-
Notifications
You must be signed in to change notification settings - Fork 15
Description
I have followed following script to convert kimi-k2-thinking vanilla model to mxfp4
LOCAL_QUARK_DIR=/data/users/kadvani/gitrepos/Quark
MODEL_INPUT_DIR=/data/users/kadvani/models/Kimi-K2-Thinking-BF16/
MODEL_OUTPUT_DIR=/data/users/kadvani/models/Kimi-K2-Thinking-MXFP4/
cd $LOCAL_QUARK_DIR/examples/torch/language_modeling/llm_ptq/
exclude_layers="*self_attn* *mlp.gate.* *lm_head"

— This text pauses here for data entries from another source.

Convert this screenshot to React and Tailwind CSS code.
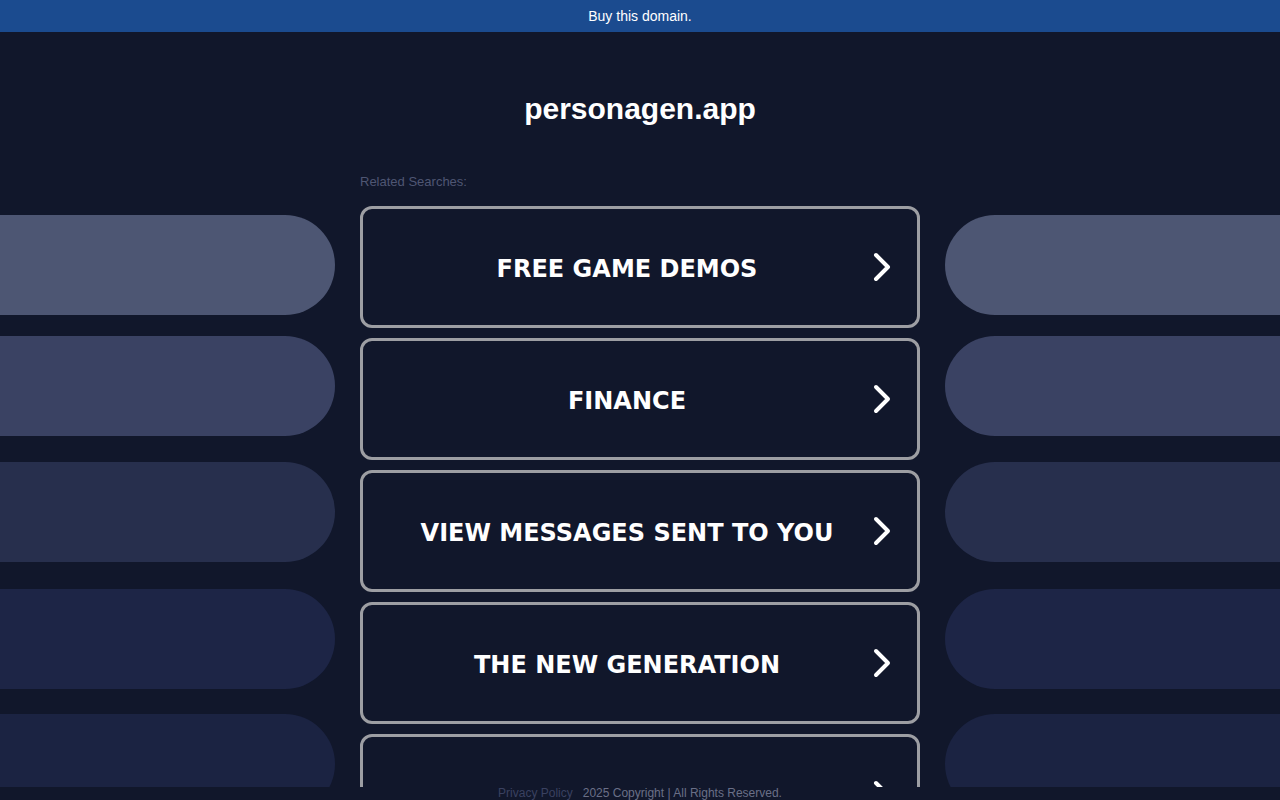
import React from 'react';

const searches = [
  'FREE GAME DEMOS',
  'FINANCE',
  'VIEW MESSAGES SENT TO YOU',
  'THE NEW GENERATION',
];

// side decorations: colour + top margin, read from the picture
const pills = [
  { color: 'bg-[#4d5673]', mt: 'mt-[183px]' },
  { color: 'bg-[#3a4263]', mt: 'mt-[21px]' },
  { color: 'bg-[#272f4d]', mt: 'mt-[26px]' },
  { color: 'bg-[#1d2546]', mt: 'mt-[27px]' },
  { color: 'bg-[#1b2342]', mt: 'mt-[25px]' },
];

const Chevron = () => (
  <svg width="18" height="30" viewBox="0 0 18 30" fill="none" className="shrink-0">
    <path d="M3 3 L15 15 L3 27" stroke="#ffffff" strokeWidth="4" strokeLinecap="round" strokeLinejoin="round" />
  </svg>
);

const SidePills = ({ side }) => (
  <div className="w-[335px] shrink-0 flex flex-col">
    {pills.map((p, i) => (
      <div
        key={i}
        className={`${p.mt} h-[100px] ${p.color} ${side === 'left' ? 'rounded-r-full' : 'rounded-l-full'}`}
      />
    ))}
  </div>
);

const SearchCard = ({ label }) => (
  <a
    href="#"
    className="h-[122px] shrink-0 rounded-[12px] border-[3px] border-[#9d9ea3] flex items-center pl-[24px] pr-[26px]"
  >
    <span className="flex-1 mr-[6px] mt-[4px] text-center text-white font-bold text-[24px] font-['DejaVu_Sans',Verdana,sans-serif]">
      {label}
    </span>
    <Chevron />
  </a>
);

export default function App() {
  return (
    <div className="h-[800px] overflow-hidden bg-[#11172b] font-['Liberation_Sans',Arial,sans-serif] relative">
      <div className="h-8 bg-[#1b4b8f] flex items-center justify-center text-white text-[14px]">
        Buy this domain.
      </div>

      <div className="flex justify-between">
        <SidePills side="left" />

        <div className="w-[560px] shrink-0 flex flex-col">
          <h1 className="mt-[59px] h-[36px] text-center text-white text-[30px] font-bold leading-[36px]">
            personagen.app
          </h1>
          <div className="mt-[47px] text-[13px] text-[#4f5673] leading-[16px]">Related Searches:</div>
          <div className="mt-[16px] flex flex-col gap-[10px]">
            {searches.map((s) => (
              <SearchCard key={s} label={s} />
            ))}
            {/* last card runs under the footer, only its chevron peeks out */}
            <SearchCard label="" />
          </div>
        </div>

        <SidePills side="right" />
      </div>

      <div className="absolute left-0 right-0 bottom-0 h-[13px] bg-[#11172b] flex justify-center items-start text-[12px] leading-[13px] gap-[10px]">
        <span className="text-[#3a4160]">Privacy Policy</span>
        <span className="text-[#6a6f87]">2025 Copyright | All Rights Reserved.</span>
      </div>
    </div>
  );
}
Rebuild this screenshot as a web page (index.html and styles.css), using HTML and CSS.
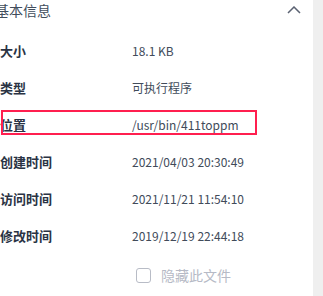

# Speed up safetensors loading with parallel decompression
# export SAFETENSORS_FAST_GPU=1 # DISABLED: Causes HIP segfault during export
# export OMP_NUM_THREADS=16 # Adjust based on your CPU cores
export LD_PRELOAD=/usr/lib64/libzstd.so.1
# Use the detected ROCm version path to match amdsmi
export ROCM_HOME=/opt/rocm-7.0.2
export ROCM_PATH=/opt/rocm-7.0.2
export HIP_PATH=/opt/rocm-7.0.2
export LD_LIBRARY_PATH=$ROCM_PATH/lib:$LD_LIBRARY_PATH
export PYTORCH_ROCM_ARCH="gfx90a;gfx942"
export HSA_FORCE_FINE_GRAIN_PCIE=1
python3 quantize_quark.py --model_dir $MODEL_INPUT_DIR \
--quant_scheme w_mxfp4_a_mxfp4 \
--device cpu \
--group_size 32 \
--num_calib_data 128 \
--exclude_layers $exclude_layers \
--skip_evaluation \
--model_export hf_format \
--output_dir $MODEL_OUTPUT_DIR 2>&1 | tee /tmp/kadvani/quantize_quark.log
I was able to successfully get MXFP4 quantized model.
Upon starting vllm server with the model i ran into error triggered because of this https://github.com/vllm-project/vllm/blob/main/vllm/model_executor/layers/quantization/quark/quark.py#L155.
Upon checking, i have realized that config.json has non empty
"kv_cache_group": [
"*kv_b_proj"
],
but
"kv_cache_quant_config": {},
"layer_quant_config": {},
"layer_type_quant_config": {},
Later i removed value from "kv_cache_group" to get rid of ValueError but model ran into another issue where model layers name got suffix model.layers.4.mlp.experts.w2_weight_packed instead of model.layers.4.mlp.experts.w2_weight. I added quick fix and somehow able to start the server but upon running eval i got 0 score. I am not sure if the changes made in order to start the server were intended or not.